→ WHAT TO WORK ON
Print the entries in full, word for word, but not the pictures.

→ Pages as source code
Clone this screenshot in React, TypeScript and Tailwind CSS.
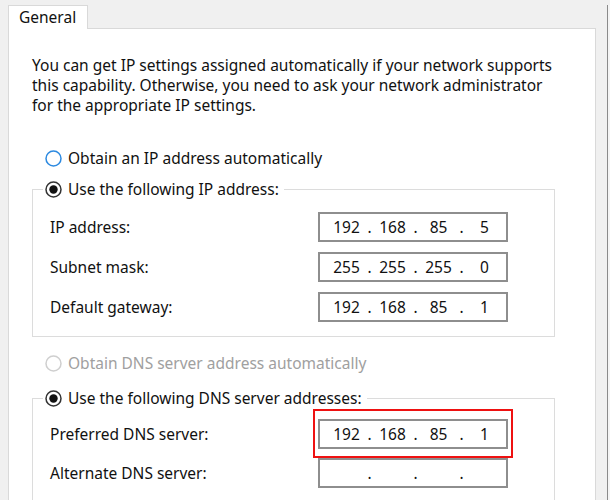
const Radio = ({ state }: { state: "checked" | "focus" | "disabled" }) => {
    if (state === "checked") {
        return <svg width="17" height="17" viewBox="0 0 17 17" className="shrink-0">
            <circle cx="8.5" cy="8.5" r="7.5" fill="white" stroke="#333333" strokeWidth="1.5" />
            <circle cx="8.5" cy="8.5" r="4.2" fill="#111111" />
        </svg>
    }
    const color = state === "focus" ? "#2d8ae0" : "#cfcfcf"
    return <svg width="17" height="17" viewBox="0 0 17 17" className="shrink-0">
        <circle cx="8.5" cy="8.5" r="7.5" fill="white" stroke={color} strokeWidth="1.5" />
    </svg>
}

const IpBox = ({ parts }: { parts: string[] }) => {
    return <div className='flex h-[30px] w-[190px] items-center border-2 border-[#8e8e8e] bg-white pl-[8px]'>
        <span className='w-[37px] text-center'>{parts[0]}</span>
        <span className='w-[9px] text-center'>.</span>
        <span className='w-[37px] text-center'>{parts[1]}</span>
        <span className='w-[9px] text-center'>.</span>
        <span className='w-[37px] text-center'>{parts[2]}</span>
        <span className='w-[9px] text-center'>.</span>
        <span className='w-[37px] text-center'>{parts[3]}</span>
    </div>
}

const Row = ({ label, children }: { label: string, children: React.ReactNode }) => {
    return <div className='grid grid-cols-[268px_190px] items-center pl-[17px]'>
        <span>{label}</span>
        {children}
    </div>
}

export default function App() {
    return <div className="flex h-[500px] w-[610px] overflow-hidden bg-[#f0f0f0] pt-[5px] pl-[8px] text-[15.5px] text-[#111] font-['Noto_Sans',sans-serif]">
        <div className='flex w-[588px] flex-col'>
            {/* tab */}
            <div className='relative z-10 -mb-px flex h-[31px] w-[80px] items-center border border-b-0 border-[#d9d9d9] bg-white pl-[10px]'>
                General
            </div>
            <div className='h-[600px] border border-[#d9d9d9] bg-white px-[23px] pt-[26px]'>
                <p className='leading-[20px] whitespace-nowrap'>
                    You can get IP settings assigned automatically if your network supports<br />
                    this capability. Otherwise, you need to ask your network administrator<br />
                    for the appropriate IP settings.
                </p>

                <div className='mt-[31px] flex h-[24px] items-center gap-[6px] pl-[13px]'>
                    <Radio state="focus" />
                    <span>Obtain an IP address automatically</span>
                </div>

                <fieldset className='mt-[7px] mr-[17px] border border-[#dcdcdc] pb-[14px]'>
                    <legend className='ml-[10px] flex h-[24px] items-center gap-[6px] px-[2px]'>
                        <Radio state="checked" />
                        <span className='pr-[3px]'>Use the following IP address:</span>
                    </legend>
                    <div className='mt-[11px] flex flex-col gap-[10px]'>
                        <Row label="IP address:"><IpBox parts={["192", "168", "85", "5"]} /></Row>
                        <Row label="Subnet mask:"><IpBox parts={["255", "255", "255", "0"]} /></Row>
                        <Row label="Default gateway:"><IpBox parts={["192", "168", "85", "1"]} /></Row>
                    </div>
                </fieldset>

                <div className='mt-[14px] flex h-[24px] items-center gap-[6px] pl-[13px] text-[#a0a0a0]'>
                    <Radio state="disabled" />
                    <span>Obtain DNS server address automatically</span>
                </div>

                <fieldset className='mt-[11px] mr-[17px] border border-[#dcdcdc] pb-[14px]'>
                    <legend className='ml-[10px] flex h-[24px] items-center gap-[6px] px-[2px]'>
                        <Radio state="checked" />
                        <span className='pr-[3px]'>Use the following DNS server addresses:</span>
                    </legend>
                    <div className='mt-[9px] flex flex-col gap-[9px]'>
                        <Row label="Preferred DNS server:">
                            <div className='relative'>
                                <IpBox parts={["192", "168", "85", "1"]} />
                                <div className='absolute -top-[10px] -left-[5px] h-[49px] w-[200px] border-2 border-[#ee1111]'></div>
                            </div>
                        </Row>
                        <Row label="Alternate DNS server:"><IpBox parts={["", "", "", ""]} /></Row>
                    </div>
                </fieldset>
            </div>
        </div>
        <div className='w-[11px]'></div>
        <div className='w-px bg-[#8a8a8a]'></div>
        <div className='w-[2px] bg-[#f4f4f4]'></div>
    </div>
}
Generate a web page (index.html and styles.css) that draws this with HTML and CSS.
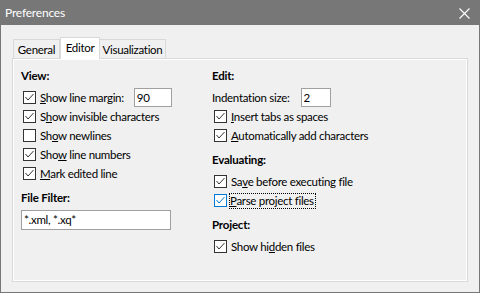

→ ANSWER TO THE TASK
Clone this screenshot in React, TypeScript and Tailwind CSS.
const Radio = ({ state }: { state: "checked" | "focus" | "disabled" }) => {
    if (state === "checked") {
        return <svg width="17" height="17" viewBox="0 0 17 17" className="shrink-0">
            <circle cx="8.5" cy="8.5" r="7.5" fill="white" stroke="#333333" strokeWidth="1.5" />
            <circle cx="8.5" cy="8.5" r="4.2" fill="#111111" />
        </svg>
    }
    const color = state === "focus" ? "#2d8ae0" : "#cfcfcf"
    return <svg width="17" height="17" viewBox="0 0 17 17" className="shrink-0">
        <circle cx="8.5" cy="8.5" r="7.5" fill="white" stroke={color} strokeWidth="1.5" />
    </svg>
}

const IpBox = ({ parts }: { parts: string[] }) => {
    return <div className='flex h-[30px] w-[190px] items-center border-2 border-[#8e8e8e] bg-white pl-[8px]'>
        <span className='w-[37px] text-center'>{parts[0]}</span>
        <span className='w-[9px] text-center'>.</span>
        <span className='w-[37px] text-center'>{parts[1]}</span>
        <span className='w-[9px] text-center'>.</span>
        <span className='w-[37px] text-center'>{parts[2]}</span>
        <span className='w-[9px] text-center'>.</span>
        <span className='w-[37px] text-center'>{parts[3]}</span>
    </div>
}

const Row = ({ label, children }: { label: string, children: React.ReactNode }) => {
    return <div className='grid grid-cols-[268px_190px] items-center pl-[17px]'>
        <span>{label}</span>
        {children}
    </div>
}

export default function App() {
    return <div className="flex h-[500px] w-[610px] overflow-hidden bg-[#f0f0f0] pt-[5px] pl-[8px] text-[15.5px] text-[#111] font-['Noto_Sans',sans-serif]">
        <div className='flex w-[588px] flex-col'>
            {/* tab */}
            <div className='relative z-10 -mb-px flex h-[31px] w-[80px] items-center border border-b-0 border-[#d9d9d9] bg-white pl-[10px]'>
                General
            </div>
            <div className='h-[600px] border border-[#d9d9d9] bg-white px-[23px] pt-[26px]'>
                <p className='leading-[20px] whitespace-nowrap'>
                    You can get IP settings assigned automatically if your network supports<br />
                    this capability. Otherwise, you need to ask your network administrator<br />
                    for the appropriate IP settings.
                </p>

                <div className='mt-[31px] flex h-[24px] items-center gap-[6px] pl-[13px]'>
                    <Radio state="focus" />
                    <span>Obtain an IP address automatically</span>
                </div>

                <fieldset className='mt-[7px] mr-[17px] border border-[#dcdcdc] pb-[14px]'>
                    <legend className='ml-[10px] flex h-[24px] items-center gap-[6px] px-[2px]'>
                        <Radio state="checked" />
                        <span className='pr-[3px]'>Use the following IP address:</span>
                    </legend>
                    <div className='mt-[11px] flex flex-col gap-[10px]'>
                        <Row label="IP address:"><IpBox parts={["192", "168", "85", "5"]} /></Row>
                        <Row label="Subnet mask:"><IpBox parts={["255", "255", "255", "0"]} /></Row>
                        <Row label="Default gateway:"><IpBox parts={["192", "168", "85", "1"]} /></Row>
                    </div>
                </fieldset>

                <div className='mt-[14px] flex h-[24px] items-center gap-[6px] pl-[13px] text-[#a0a0a0]'>
                    <Radio state="disabled" />
                    <span>Obtain DNS server address automatically</span>
                </div>

                <fieldset className='mt-[11px] mr-[17px] border border-[#dcdcdc] pb-[14px]'>
                    <legend className='ml-[10px] flex h-[24px] items-center gap-[6px] px-[2px]'>
                        <Radio state="checked" />
                        <span className='pr-[3px]'>Use the following DNS server addresses:</span>
                    </legend>
                    <div className='mt-[9px] flex flex-col gap-[9px]'>
                        <Row label="Preferred DNS server:">
                            <div className='relative'>
                                <IpBox parts={["192", "168", "85", "1"]} />
                                <div className='absolute -top-[10px] -left-[5px] h-[49px] w-[200px] border-2 border-[#ee1111]'></div>
                            </div>
                        </Row>
                        <Row label="Alternate DNS server:"><IpBox parts={["", "", "", ""]} /></Row>
                    </div>
                </fieldset>
            </div>
        </div>
        <div className='w-[11px]'></div>
        <div className='w-px bg-[#8a8a8a]'></div>
        <div className='w-[2px] bg-[#f4f4f4]'></div>
    </div>
}
Generate a web page (index.html and styles.css) that draws this with HTML and CSS.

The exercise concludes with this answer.